April 16th, 2008 by Al Taylor

A complainant in domain name arbitration proceedings must establish rights in the trade mark or name used to ground the complaint.

For example, the Uniform Domain Name Dispute Resolution Policy (UDRP) only applies where:

[the registrant’s] domain name is identical or confusingly similar to a trademark or service mark in which the complainant has rights” (Paragraph 4(a)).

Similarly, the Nominet Dispute Resolution Services (DRS) Policy only applies where the domain name in question was registered or otherwise acquired in a manner which trespassed upon the “Complainant’s Rights”:

Rights includes, but is not limited to, rights enforceable under English law. However, a Complainant will be unable to rely on rights in a name or term which is wholly descriptive of the Complainant’s business ” (Paragraph 1).

Under the .eu Alternative Dispute Resolution Rules (ADR Rules), a complainant must show that the domain name is

…identical or confusingly similar to a name in respect of which a right is recognized or established by the national law of a Member State and/or Community law” (Paragraph B11(d)(1)(i)).

Generally speaking, this is one of the easiest things to show in a domain name arbitration.

A relevant registered trade mark will almost always be sufficient to establish rights. For example, the WIPO “consensus view” is that, if a complainant owns a registered trade mark that will automatically satisfy the threshold “rights” requirement.

For decisions made under the UDRP, the jurisdiction in which the trademark is registered will be irrelevant. However, Nominet DRS proceedings will usually only take account of UK or Community trade mark rights in connection with this requirement; and .eu ADR proceedings will usually only take account of Community trade mark or EU national trade mark rights in connection with this requirement.

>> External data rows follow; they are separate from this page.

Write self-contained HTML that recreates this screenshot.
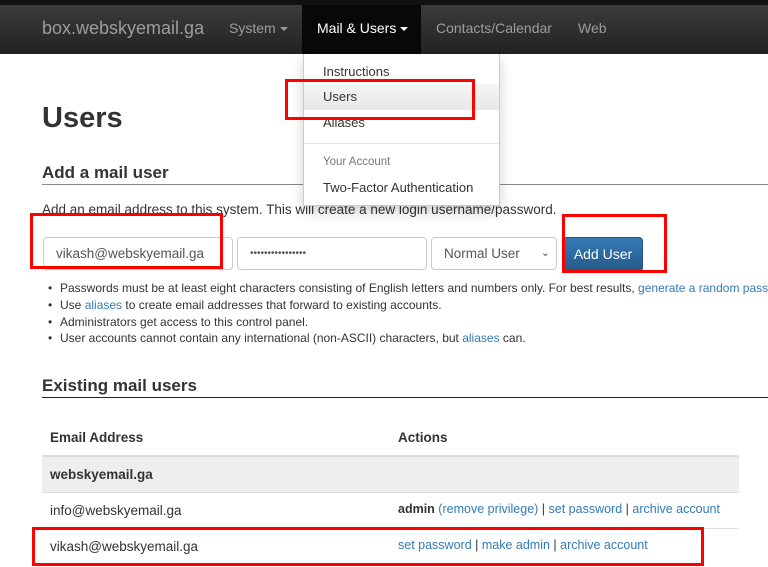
<!DOCTYPE html>
<html><head><style>
*{box-sizing:border-box;margin:0;padding:0}
body{width:768px;height:567px;overflow:hidden;background:#fff;font-family:"Liberation Sans",Arial,sans-serif;color:#333;position:relative}
.a{position:absolute;white-space:nowrap}
a{color:#337ab7;text-decoration:none}
.nav{position:absolute;left:0;top:0;width:768px;height:54px;background:linear-gradient(#3c3c3c,#222);border-top:5px solid #111}
.nav .a{color:#9d9d9d;font-size:14px;top:15px}
.caret{display:inline-block;border-top:4px solid;border-left:4px solid transparent;border-right:4px solid transparent;vertical-align:middle;margin-left:4px}
.inp{position:absolute;top:237px;height:33px;border:1px solid #ccc;border-radius:4px;font-size:13.5px;padding:8px 12px;color:#555}
.red{position:absolute;border:3px solid #f00}
li{position:absolute;left:60px;font-size:12px;list-style:none;white-space:nowrap}
li:before{content:"•";position:absolute;left:-12px}
</style></head><body>
<div class="nav">
<div class="a" style="left:42px;top:13px;font-size:18px">box.webskyemail.ga</div>
<div class="a" style="left:229px">System<span class="caret"></span></div>
<div style="position:absolute;left:302px;top:0;width:119px;height:49px;background:#080808"></div>
<div class="a" style="left:317px;color:#fff">Mail &amp; Users<span class="caret"></span></div>
<div class="a" style="left:436px">Contacts/Calendar</div>
<div class="a" style="left:578px">Web</div>
</div>
<div class="a" style="left:42px;top:102px;font-size:29px;font-weight:bold;color:#333">Users</div>
<div class="a" style="left:42px;top:163px;font-size:17px;font-weight:bold;color:#333">Add a mail user</div>
<div style="position:absolute;left:42px;top:184px;width:726px;height:1px;background:#888"></div>
<div class="a" style="left:42px;top:202px;font-size:13.5px">Add an email address to this system. This will create a new login username/password.</div>
<div class="inp" style="left:43px;width:190px">vikash@webskyemail.ga</div>
<div class="inp" style="left:237px;width:190px;font-size:10px;padding-top:10px">••••••••••••••••</div>
<div class="inp" style="left:431px;width:126px">Normal User <span style="position:absolute;right:6px;top:8px;font-size:11px">&#8964;</span></div>
<div style="position:absolute;left:563px;top:237px;width:80px;height:35px;border-radius:4px;background:linear-gradient(#337ab7,#265a88);border:1px solid #245580;color:#fff;font-size:14px;text-align:center;line-height:33px">Add User</div>
<ul>
<li style="top:281px">Passwords must be at least eight characters consisting of English letters and numbers only. For best results, <a>generate a random password</a></li>
<li style="top:298px">Use <a>aliases</a> to create email addresses that forward to existing accounts.</li>
<li style="top:315px">Administrators get access to this control panel.</li>
<li style="top:331px">User accounts cannot contain any international (non-ASCII) characters, but <a>aliases</a> can.</li>
</ul>
<div class="a" style="left:42px;top:376px;font-size:17px;font-weight:bold">Existing mail users</div>
<div style="position:absolute;left:42px;top:397px;width:726px;height:1px;background:#222"></div>
<div class="a" style="left:50px;top:430px;font-size:13.5px;font-weight:bold">Email Address</div>
<div class="a" style="left:398px;top:430px;font-size:13.5px;font-weight:bold">Actions</div>
<div style="position:absolute;left:42px;top:455px;width:697px;height:38px;background:#eee;border-top:2px solid #ddd;border-bottom:1px solid #ddd"></div>
<div class="a" style="left:50px;top:467px;font-size:13.5px;font-weight:bold">webskyemail.ga</div>
<div class="a" style="left:50px;top:503px;font-size:13.5px">info@webskyemail.ga</div>
<div class="a" style="left:398px;top:502px;font-size:12.5px"><b>admin</b> <a>(remove privilege)</a> | <a>set password</a> | <a>archive account</a></div>
<div style="position:absolute;left:42px;top:528px;width:697px;height:1px;background:#ddd"></div>
<div class="a" style="left:50px;top:539px;font-size:13.5px">vikash@webskyemail.ga</div>
<div class="a" style="left:398px;top:538px;font-size:12.5px"><a>set password</a> | <a>make admin</a> | <a>archive account</a></div>
<div style="position:absolute;left:303px;top:54px;width:197px;height:152px;background:#fff;border:1px solid #ccc;border-top:none;box-shadow:0 6px 12px rgba(0,0,0,.18)">
<div class="a" style="left:19px;top:10px;font-size:13px">Instructions</div>
<div style="position:absolute;left:0;top:30px;width:195px;height:26px;background:linear-gradient(#f5f5f5,#e8e8e8)"></div>
<div class="a" style="left:19px;top:35px;font-size:13px">Users</div>
<div class="a" style="left:19px;top:61px;font-size:13px">Aliases</div>
<div style="position:absolute;left:0;top:89px;width:195px;height:1px;background:#e5e5e5"></div>
<div class="a" style="left:19px;top:102px;font-size:11.5px;color:#777">Your Account</div>
<div class="a" style="left:19px;top:126px;font-size:13px">Two-Factor Authentication</div>
</div>
<div class="red" style="left:285px;top:79px;width:190px;height:41px"></div>
<div class="red" style="left:30px;top:213px;width:193px;height:56px"></div>
<div class="red" style="left:562px;top:214px;width:105px;height:59px"></div>
<div class="red" style="left:32px;top:527px;width:672px;height:39px"></div>
</body></html>
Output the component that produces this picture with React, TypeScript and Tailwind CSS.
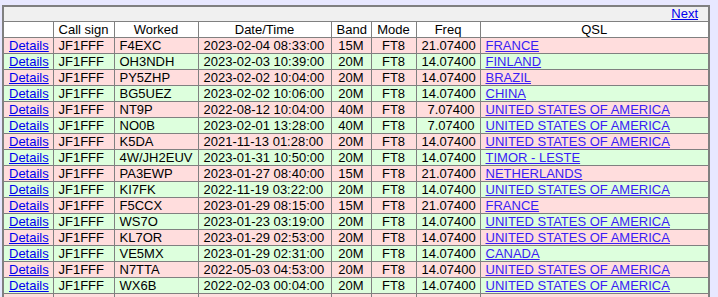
const rows = [
  ["F4EXC", "2023-02-04 08:33:00", "15M", "21.07400", "FRANCE"],
  ["OH3NDH", "2023-02-03 10:39:00", "20M", "14.07400", "FINLAND"],
  ["PY5ZHP", "2023-02-02 10:04:00", "20M", "14.07400", "BRAZIL"],
  ["BG5UEZ", "2023-02-02 10:06:00", "20M", "14.07400", "CHINA"],
  ["NT9P", "2022-08-12 10:04:00", "40M", "7.07400", "UNITED STATES OF AMERICA"],
  ["NO0B", "2023-02-01 13:28:00", "40M", "7.07400", "UNITED STATES OF AMERICA"],
  ["K5DA", "2021-11-13 01:28:00", "20M", "14.07400", "UNITED STATES OF AMERICA"],
  ["4W/JH2EUV", "2023-01-31 10:50:00", "20M", "14.07400", "TIMOR - LESTE"],
  ["PA3EWP", "2023-01-27 08:40:00", "15M", "21.07400", "NETHERLANDS"],
  ["KI7FK", "2022-11-19 03:22:00", "20M", "14.07400", "UNITED STATES OF AMERICA"],
  ["F5CCX", "2023-01-29 08:15:00", "15M", "21.07400", "FRANCE"],
  ["WS7O", "2023-01-23 03:19:00", "20M", "14.07400", "UNITED STATES OF AMERICA"],
  ["KL7OR", "2023-01-29 02:53:00", "20M", "14.07400", "UNITED STATES OF AMERICA"],
  ["VE5MX", "2023-01-29 02:31:00", "20M", "14.07400", "CANADA"],
  ["N7TTA", "2022-05-03 04:53:00", "20M", "14.07400", "UNITED STATES OF AMERICA"],
  ["WX6B", "2022-02-03 00:04:00", "20M", "14.07400", "UNITED STATES OF AMERICA"],
  ["OZ1AAB", "2022-01-30 07:40:00", "15M", "21.07400", "DENMARK"],
];

const td = "border border-[#808080] px-[5px] py-0 leading-[15px] whitespace-nowrap";

export default function App() {
  return (
    <div className="h-screen overflow-hidden bg-[#e8e8ff] pl-[2px] pt-[5px] font-['Liberation_Sans',Arial,sans-serif] text-[13px] text-black">
      <table className="w-[708px] table-fixed border-collapse border-2 border-[#808080]">
        <colgroup>
          <col className="w-[50px]" />
          <col className="w-[61px]" />
          <col className="w-[84px]" />
          <col className="w-[133px]" />
          <col className="w-[40px]" />
          <col className="w-[45px]" />
          <col className="w-[64px]" />
          <col />
        </colgroup>
        <thead>
          <tr className="bg-[#f0f0f0]">
            <td colSpan={8} className="border border-[#808080] py-0 pr-[10px] text-right leading-[14px]">
              <a href="#" className="text-[#0000ee] underline">Next</a>
            </td>
          </tr>
          <tr className="bg-white">
            <th className={td + " font-normal"}></th>
            <th className={td + " font-normal text-center"}>Call sign</th>
            <th className={td + " font-normal text-center"}>Worked</th>
            <th className={td + " font-normal text-center"}>Date/Time</th>
            <th className={td + " font-normal text-center"}>Band</th>
            <th className={td + " font-normal text-center"}>Mode</th>
            <th className={td + " font-normal text-center"}>Freq</th>
            <th className={td + " font-normal text-center"}>QSL</th>
          </tr>
        </thead>
        <tbody>
          {rows.map((r, i) => (
            <tr key={i} className={i % 2 === 0 ? "bg-[#ffdddd]" : "bg-[#ddffdd]"}>
              <td className={td}>
                <a href="#" className="text-[#0000ee] underline">Details</a>
              </td>
              <td className={td}>JF1FFF</td>
              <td className={td}>{r[0]}</td>
              <td className={td}>{r[1]}</td>
              <td className={td + " text-center"}>{r[2]}</td>
              <td className={td + " text-center"}>FT8</td>
              <td className={td + " text-right"}>{r[3]}</td>
              <td className={td}>
                <a href="#" className="text-[#3a1cf5] underline">{r[4]}</a>
              </td>
            </tr>
          ))}
        </tbody>
      </table>
    </div>
  );
}
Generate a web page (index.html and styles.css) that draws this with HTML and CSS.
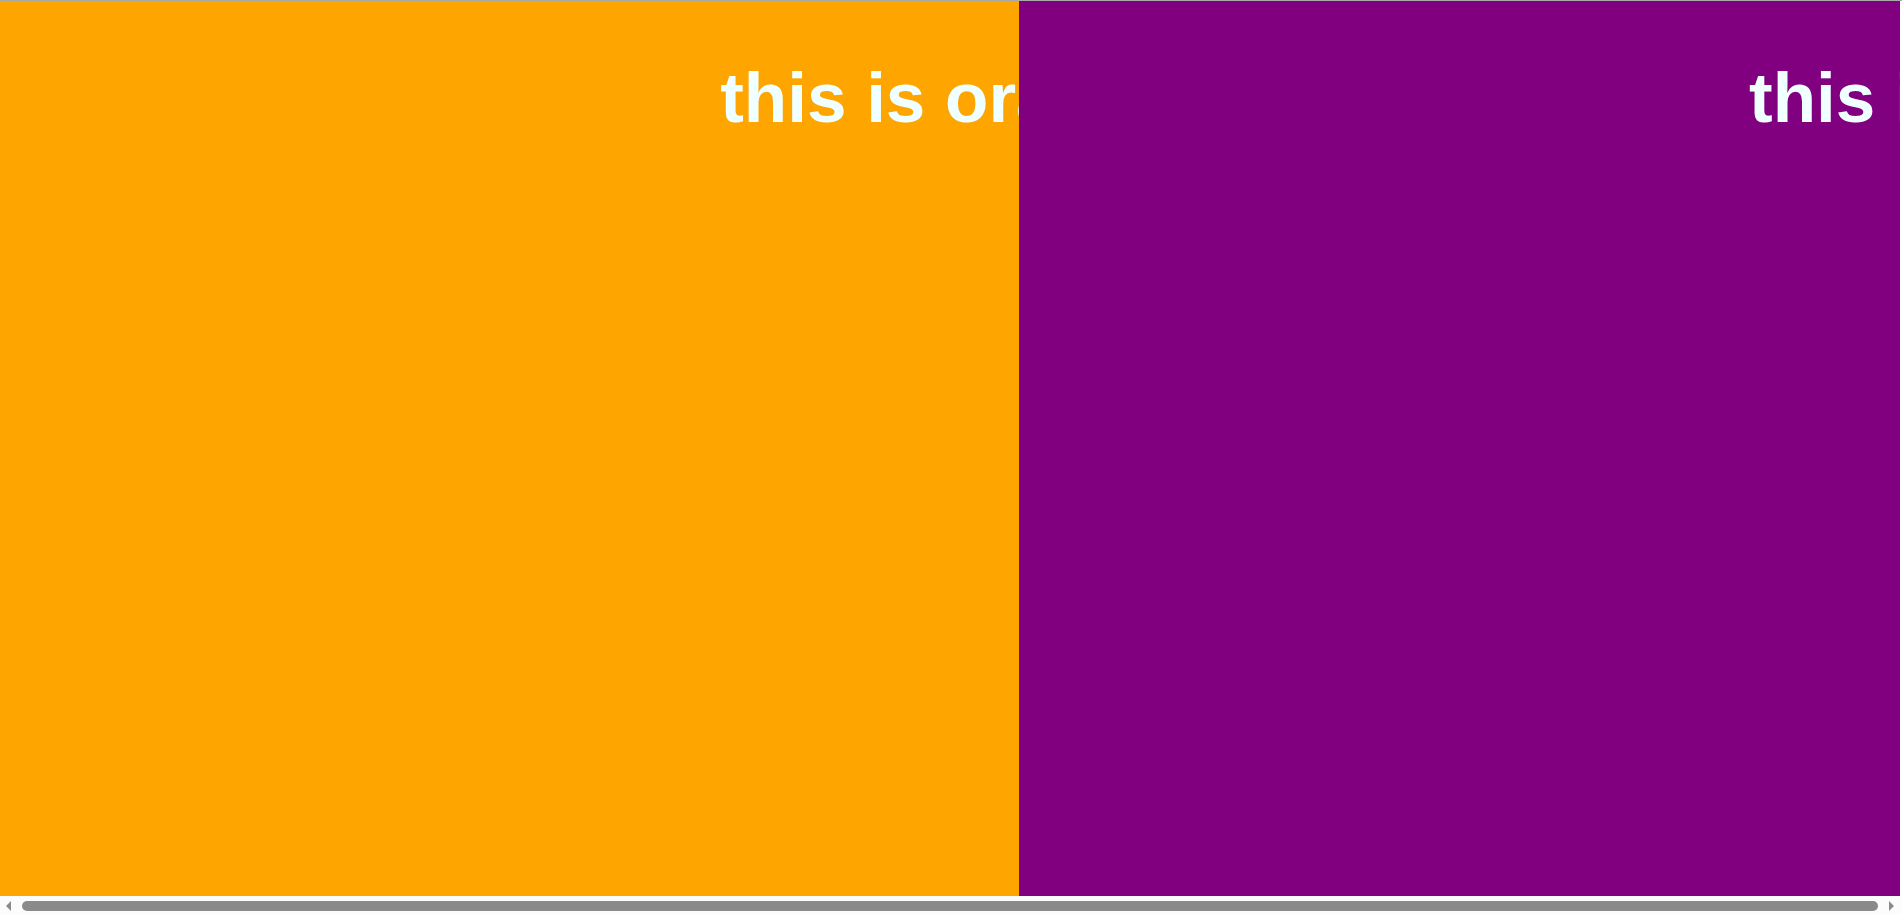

Where complainants do not have relevant registered trade mark rights, they will have to rely upon unregistered trade mark rights. This usually means providing evidence of rights enforceable under the law of a particular jurisdiction. For example, a UK-based complainant without registered rights would seek to argue that it had rights under the law of passing off. Evidence might include details of the complainant’s business, history, sales and marketing.